Published May 29, 2012
Common painkillers such as aspirin and ibuprofen may be tied with a lower risk of skin cancer, according to a new study.
Danish researchers analyzed medical records from northern Denmark over a period of nearly two decades and found people who regularly took aspirin or other non-steroidal anti-inflammatory drugs (NSAIDs) – especially at high doses – had a significantly lower risk of developing skin cancer over time, regardless of age or gender.
“Previous studies suggest that NSAIDs decrease the risk of some cancer types, especially colorectal cancer,” lead researcher Sigrún Alba Jóhannesdóttir, BSc, at the Department of Clinical Epidemiology, Aarhus University Hospital in Denmark told FoxNews.com. “Also, some studies exist on the association between NSAIDs and skin cancer in specific, and they largely support a protective effect.”
“Our study had advantages in the methods used compared with previous studies,” Jóhannesdóttir added. “We were able to investigate various types and patterns of NSAID use in the general population, we used validated registry data, and we used reliable prescription data collected before cancer diagnosis instead of relying on patients recalling their use.”
The study focused on the three major types of skin cancer: basal cell carcinoma, squamous cell carcinoma and malignant melanoma.
Approximately 13,000 cases of basal cell carcinoma, 2,000 cases of squamous cell carcinoma, and 3,200 cases of malignant melanoma were identified in the study, which were then compared to information, including prescription data, from approximately 179,000 patients who did not develop skin cancer.
Patients who had more than two prescriptions for NSAIDs appeared to have a 15 percent decreased risk of developing squamous cell carcinoma and a 13 percent decreased risk of developing malignant melanoma than those who had fewer or no prescriptions for the medications.
The effect was particularly strong among patients who took NSAIDs for seven or more years at ‘high intensity.’
“We were not able to determine the minimal daily or weekly doses needed,” Jóhannesdóttir said. “However, we did find that the protective effect was greatest when used frequently and over a long time period (over 7 years). Other studies need to investigate details of minimal dose and length of treatment.”
While the results did not indicate there was a general reduced risk of developing basal cell carcinoma among NSAID users, there was evidence that these individuals did have a 15 percent and 21 percent reduced risk of developing the cancer on less-exposed areas of the body (other than the head and neck) if they took the pills over a long period of time or at a high intensity, respectively.
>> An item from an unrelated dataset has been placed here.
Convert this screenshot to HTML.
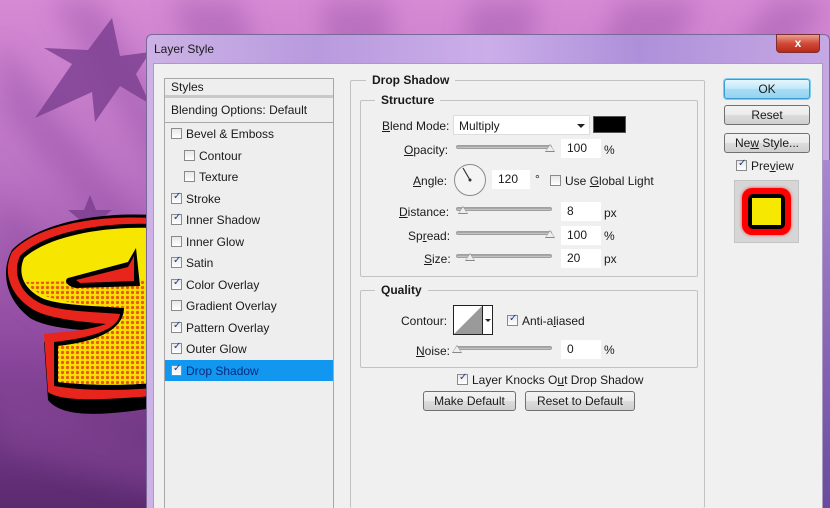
<!DOCTYPE html>
<html><head><meta charset="utf-8"><style>
*{margin:0;padding:0;box-sizing:border-box}
html,body{width:830px;height:508px;overflow:hidden}
body{position:relative;font-family:"Liberation Sans","DejaVu Sans",sans-serif;font-size:12px;color:#1a1a1a;background:#9a55a8}
.a{position:absolute}
.t{position:absolute;white-space:nowrap;font-size:12px}
.cb{position:absolute;width:11px;height:11px;border:1px solid #8a8a8a;background:linear-gradient(#e8e8e8,#fff)}
.cb.on::after{content:"✓";position:absolute;left:1px;top:-3px;font-size:10px;color:#1e3a8a;font-weight:bold}
.row{position:absolute;left:165px;width:168px;height:21px;border-bottom:1px solid #e2e2e2}
.fs{position:absolute;border:1px solid #c2c2c2;border-radius:2px}
.lg{position:absolute;background:#f0f0f0;padding:0 6px;font-weight:bold;font-size:12px;top:-8px}
.inp{position:absolute;background:#fff;height:19px;padding:2px 0 0 6px;font-size:12px}
.track{position:absolute;height:4px;border-radius:2px;background:linear-gradient(#9a9a9a,#d0d0d0);border:1px solid #9f9f9f}
.thumb{position:absolute;width:0;height:0;border-left:5px solid transparent;border-right:5px solid transparent;border-bottom:8px solid #888}
.thumb::after{content:"";position:absolute;left:-4px;top:1px;border-left:4px solid transparent;border-right:4px solid transparent;border-bottom:6px solid #eee}
.btn{position:absolute;height:20px;border:1px solid #707070;border-radius:3px;background:linear-gradient(#f2f2f2,#ebebeb 50%,#dcdcdc 51%,#cfcfcf);text-align:center;font-size:12px;line-height:18px}
u{text-decoration:underline}
</style></head><body>
<svg class="a" style="left:0;top:0" width="830" height="508">
<defs>
<linearGradient id="g" x1="0" y1="0" x2="0" y2="1"><stop offset="0" stop-color="#d68ad4"/><stop offset=".35" stop-color="#b972c2"/><stop offset=".7" stop-color="#8a479c"/><stop offset="1" stop-color="#5a2a6e"/></linearGradient>
<filter id="b"><feGaussianBlur stdDeviation="12"/></filter>
<pattern id="dots" width="5" height="5" patternUnits="userSpaceOnUse"><rect width="5" height="5" fill="#f7e000"/><circle cx="2.5" cy="2.5" r="1.6" fill="#e8401a"/></pattern>
</defs>
<rect width="830" height="508" fill="url(#g)"/>
<g fill="#8e4aa0" opacity=".35" filter="url(#b)">
<polygon points="400,560 170,0 240,0"/><polygon points="400,560 320,0 390,0"/><polygon points="400,560 470,0 540,0"/><polygon points="400,560 620,0 700,0"/><polygon points="400,560 770,0 830,0"/><polygon points="400,560 0,40 0,110"/><polygon points="400,560 0,200 0,280"/><polygon points="400,560 0,380 0,450"/><polygon points="400,560 50,0 100,0"/>
</g>
<polygon fill="#7a3f90" opacity=".8" points="112,18 120,56 150,52 136,74 150,104 120,86 95,122 92,92 35,118 72,64 44,48 88,50"/>
<polygon fill="#74388a" opacity=".7" points="90,195 96,210 112,210 100,220 106,236 90,226 76,236 80,220 68,210 84,210"/>
<path d="M153,215 C100,212 40,222 12,250 C0,272 6,300 30,318 C50,330 90,330 106,332 C80,340 55,340 44,342 L48,400 C60,415 90,418 153,408 Z" fill="#000"/>
<path d="M153,218 C100,215 38,224 12,252 C2,272 10,296 34,310 C52,320 88,322 106,324 C84,332 56,332 44,334 L48,392 C62,402 100,400 153,396 Z" fill="#e8251c"/>
<path d="M153,224 C102,222 44,232 20,256 C12,274 20,294 42,304 C62,312 100,312 120,314 C118,330 90,338 54,342 L54,386 C90,392 130,390 153,388 Z" fill="#000"/>
<path d="M153,228 C104,226 48,236 24,258 C17,274 24,290 44,299 C64,306 100,306 124,308 C124,330 96,342 58,346 L58,382 C92,386 130,385 153,383 Z" fill="#f7e600"/>
<path d="M26,282 C34,296 60,304 124,308 C124,330 96,342 58,346 L58,382 C92,386 130,385 153,383 L153,280 Z" fill="url(#dots)" opacity=".85"/>
<path d="M68,278 L128,262 L136,248 L140,286 L76,288 C66,286 64,280 68,278Z" fill="#000"/>
<path d="M76,280 L128,267 L134,256 L134,281 L80,283Z" fill="#e8251c"/>
</svg>
<div class="a" style="left:146px;top:34px;width:684px;height:474px;border:1px solid #7a6898;border-bottom:none;border-radius:6px 6px 0 0;background:linear-gradient(90deg,#cdb2e6,#b89ade 25%,#cbaee9 50%,#ae90da 72%,#c6a8e4)"></div>
<div class="t" style="left:154px;top:42px">Layer Style</div>
<div class="a" style="left:776px;top:34px;width:44px;height:19px;border:1px solid #7a3030;border-radius:0 0 4px 4px;background:linear-gradient(#e8a090,#d24a38 50%,#b82818);color:#fff;text-align:center;font-weight:bold;font-size:12px;line-height:17px">x</div>
<div class="a" style="left:153px;top:63px;width:670px;height:445px;background:#f0f0f0;border:1px solid #a99cc0;border-bottom:none"></div>
<div class="a" style="left:823px;top:160px;width:7px;height:348px;background:linear-gradient(#a888d0,#6a4a9c)"></div>
<div class="a" style="left:164px;top:78px;width:170px;height:430px;border:1px solid #a8a8a8;border-bottom:none;background:#eeeeee"></div>
<div class="row" style="top:79px;height:19px;border-bottom:3px solid #c9c9c9"></div><div class="t" style="left:171px;top:80px">Styles</div>
<div class="row" style="top:99px;height:24px;border-bottom:1px solid #a8a8a8"></div><div class="t" style="left:171px;top:103px">Blending Options: Default</div>
<div class="cb" style="left:171px;top:128px"></div><div class="t" style="left:186px;top:127px">Bevel &amp; Emboss</div>
<div class="cb" style="left:184px;top:150px"></div><div class="t" style="left:199px;top:149px">Contour</div>
<div class="cb" style="left:184px;top:171px"></div><div class="t" style="left:199px;top:170px">Texture</div>
<div class="cb on" style="left:171px;top:193px"></div><div class="t" style="left:186px;top:192px">Stroke</div>
<div class="cb on" style="left:171px;top:214px"></div><div class="t" style="left:186px;top:213px">Inner Shadow</div>
<div class="cb" style="left:171px;top:236px"></div><div class="t" style="left:186px;top:235px">Inner Glow</div>
<div class="cb on" style="left:171px;top:257px"></div><div class="t" style="left:186px;top:256px">Satin</div>
<div class="cb on" style="left:171px;top:279px"></div><div class="t" style="left:186px;top:278px">Color Overlay</div>
<div class="cb" style="left:171px;top:300px"></div><div class="t" style="left:186px;top:299px">Gradient Overlay</div>
<div class="cb on" style="left:171px;top:322px"></div><div class="t" style="left:186px;top:321px">Pattern Overlay</div>
<div class="cb on" style="left:171px;top:343px"></div><div class="t" style="left:186px;top:342px">Outer Glow</div>
<div class="a" style="left:165px;top:360px;width:168px;height:21px;background:#1197f0"></div>
<div class="cb on" style="left:171px;top:365px"></div><div class="t" style="left:186px;top:364px;color:#0a2a7a">Drop Shadow</div>
<div class="fs" style="left:350px;top:80px;width:355px;height:428px;border-bottom:none"><div class="lg" style="left:15px">Drop Shadow</div></div>
<div class="fs" style="left:360px;top:100px;width:338px;height:177px"><div class="lg" style="left:14px">Structure</div></div>
<div class="t" style="left:382px;top:119px"><u>B</u>lend Mode:</div>
<div class="a" style="left:453px;top:115px;width:137px;height:20px;background:#fff;border:1px solid #ddd"></div>
<div class="t" style="left:459px;top:119px">Multiply</div>
<div class="a" style="left:577px;top:124px;border-left:4px solid transparent;border-right:4px solid transparent;border-top:4px solid #222"></div>
<div class="a" style="left:593px;top:116px;width:33px;height:17px;background:#000;border:1px solid #555"></div>
<div class="t" style="left:404px;top:143px"><u>O</u>pacity:</div>
<div class="track" style="left:456px;top:145px;width:96px"></div><div class="thumb" style="left:545px;top:144px"></div>
<div class="inp" style="left:561px;top:139px;width:40px">100</div><div class="t" style="left:604px;top:143px">%</div>
<div class="t" style="left:413px;top:174px"><u>A</u>ngle:</div>
<svg class="a" style="left:453px;top:163px" width="34" height="34"><circle cx="17" cy="17" r="15.5" fill="#f4f4f4" stroke="#8a8a8a"/><line x1="17" y1="17" x2="10" y2="5" stroke="#333" stroke-width="1.2"/><circle cx="17" cy="17" r="1.5" fill="#333"/></svg>
<div class="inp" style="left:492px;top:170px;width:38px">120</div><div class="t" style="left:535px;top:172px">°</div>
<div class="cb" style="left:550px;top:175px"></div><div class="t" style="left:565px;top:174px">Use <u>G</u>lobal Light</div>
<div class="t" style="left:399px;top:205px"><u>D</u>istance:</div>
<div class="track" style="left:456px;top:207px;width:96px"></div><div class="thumb" style="left:458px;top:206px"></div>
<div class="inp" style="left:561px;top:202px;width:40px">8</div><div class="t" style="left:604px;top:206px">px</div>
<div class="t" style="left:408px;top:229px">Sp<u>r</u>ead:</div>
<div class="track" style="left:456px;top:231px;width:96px"></div><div class="thumb" style="left:545px;top:230px"></div>
<div class="inp" style="left:561px;top:226px;width:40px">100</div><div class="t" style="left:604px;top:229px">%</div>
<div class="t" style="left:424px;top:252px"><u>S</u>ize:</div>
<div class="track" style="left:456px;top:254px;width:96px"></div><div class="thumb" style="left:465px;top:253px"></div>
<div class="inp" style="left:561px;top:249px;width:40px">20</div><div class="t" style="left:604px;top:252px">px</div>
<div class="fs" style="left:360px;top:290px;width:338px;height:78px"><div class="lg" style="left:14px">Quality</div></div>
<div class="t" style="left:401px;top:314px">Contour:</div>
<svg class="a" style="left:453px;top:305px" width="40" height="30"><rect x=".5" y=".5" width="39" height="29" fill="#fff" stroke="#222"/><polygon points="1,29 29,1 29,29" fill="#9a9a9a"/><line x1="29.5" y1="0" x2="29.5" y2="30" stroke="#222"/><polygon points="32,14 38,14 35,17" fill="#222"/></svg>
<div class="cb on" style="left:507px;top:315px"></div><div class="t" style="left:522px;top:314px">Anti-a<u>l</u>iased</div>
<div class="t" style="left:416px;top:344px"><u>N</u>oise:</div>
<div class="track" style="left:456px;top:346px;width:96px"></div><div class="thumb" style="left:452px;top:345px"></div>
<div class="inp" style="left:561px;top:340px;width:40px">0</div><div class="t" style="left:604px;top:343px">%</div>
<div class="cb on" style="left:457px;top:374px"></div><div class="t" style="left:472px;top:373px">Layer Knocks O<u>u</u>t Drop Shadow</div>
<div class="btn" style="left:423px;top:391px;width:93px">Make Default</div>
<div class="btn" style="left:525px;top:391px;width:110px">Reset to Default</div>
<div class="btn" style="left:724px;top:79px;width:86px;border-color:#3c9bd0;background:linear-gradient(#e6f6fd,#bfe7f9 50%,#a7ddf5 51%,#93d4f2);box-shadow:0 0 0 1px #7ecbf0">OK</div>
<div class="btn" style="left:724px;top:105px;width:86px">Reset</div>
<div class="btn" style="left:724px;top:133px;width:86px">Ne<u>w</u> Style...</div>
<div class="cb on" style="left:736px;top:160px"></div><div class="t" style="left:751px;top:159px">Pre<u>v</u>iew</div>
<div class="a" style="left:734px;top:180px;width:65px;height:63px;background:#d6d6d6;border:1px solid #c4c4c4"></div>
<div class="a" style="left:742px;top:188px;width:49px;height:47px;background:#f00;border-radius:10px;box-shadow:0 0 3px #f33"></div>
<div class="a" style="left:748px;top:194px;width:37px;height:35px;background:#000;border-radius:5px"></div>
<div class="a" style="left:752px;top:198px;width:29px;height:27px;background:#f6e800"></div>
</body></html>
According to Jóhannesdóttir, NSAIDs may exhibit these protective effects because the medications work by inhibiting specific enzymes involved in inflammation (COX enzymes).
“Previous studies show that elevated levels of these enzymes are found in skin cancer and that they are involved in important steps of cancer development such as inhibition of cell death, suppression of the immune system, and stimulation of angiogenesis and invasiveness,” she said.
The difference for basal cell carcinoma patients may be explained by dissimilarities in the expression of COX enzymes. In addition, some NSAIDs can actually increase sensitivity to the sun.
“It is possible that this adverse effect or sun exposure itself outweighs the beneficial effects of NSAIDs at some sites and for some cancers,” Jóhannesdóttir said. “However, we could not examine the molecular mechanism behind our results.”
However, while NSAIDs may be protective against skin cancer, it is important to note that the medications do come with certain risks that may need to be weighed against the potential benefits. Prolonged usage of NSAIDs has been associated with side effects such as kidney damage, stomach problems and excessive bleeding.
“Because there are also risks associated with the use of NSAIDs, we cannot give recommendations on NSAID use in general. As with all types of drugs, it is up to the patient and his or her physicians to balance benefits and harms,” Jóhannesdóttir said, adding that other studies need to look further into the association between NSAIDs and reduced skin cancer risk.
“We hope that our findings will inspire more research within this field,” she said. “Meanwhile, we want to stress that sun protection remains the most important prevention against skin cancer.”
The study was published in CANCER, a journal of the American Cancer Society.